The incoming Trump administration could also give a green light to energy infrastructure projects that were blocked by executive actions on Obama's watch.
"Things like Keystone XL pipeline, Dakota Access pipeline," Gerard said, "we expect he'll take some early action on a variety of those fronts to really free us up and allow us to achieve our energy potential."
3. Affordable Care Act
The incoming administration says repealing and replacing Obamacare will be its "first order of business." And the House and Senate have already taken the first steps toward repealing large pieces of the health care law.
But while doing away with Obamacare was always a popular applause line at Trump's campaign rallies, the incoming administration has also promised to move carefully to avoid further disruption in an already fragile insurance market.

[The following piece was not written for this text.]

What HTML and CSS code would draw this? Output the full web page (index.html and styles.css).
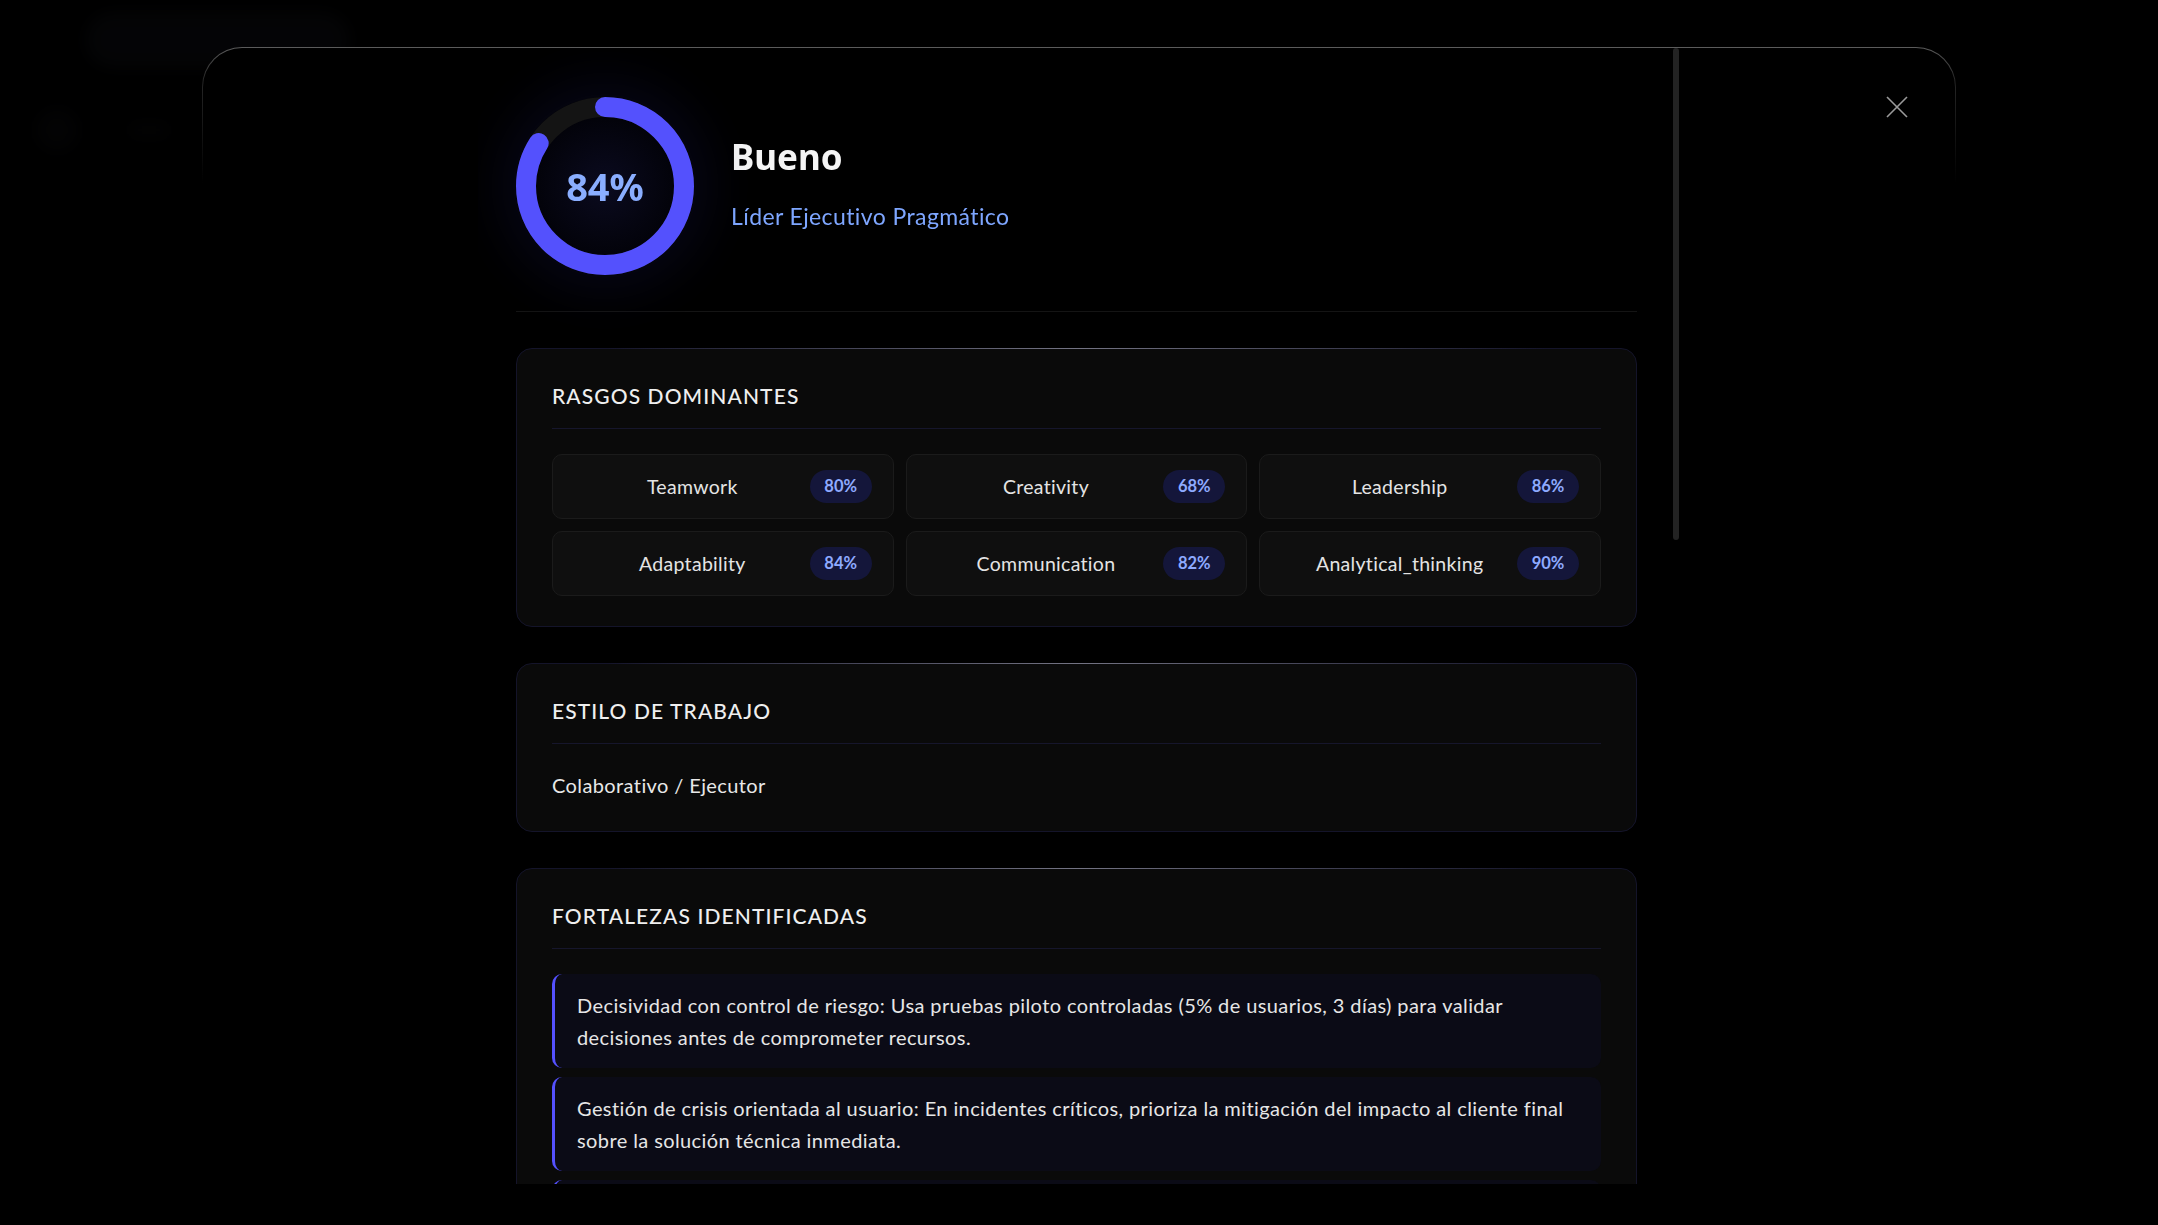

"Nobody is interested in pulling the rug out from under anybody," Trump's nominee for health secretary, Tom Price, said this week. "We believe that it is absolutely imperative that individuals that have health coverage be able to keep health coverage."
The need for a viable replacement plan for Obamacare was underscored this week when the Congressional Budget Office warned that partial repeal without replacement would leave tens of millions of people uninsured and cause a spike in insurance premiums.
Congressional Republicans are considering a variety of replacement plans and hope to reach a consensus on one at their retreat later this month. Trump, meanwhile, told the Washington Post he has nearly completed work on his own plan to replace Obamacare. He says he is keeping the details under wraps until Price is confirmed.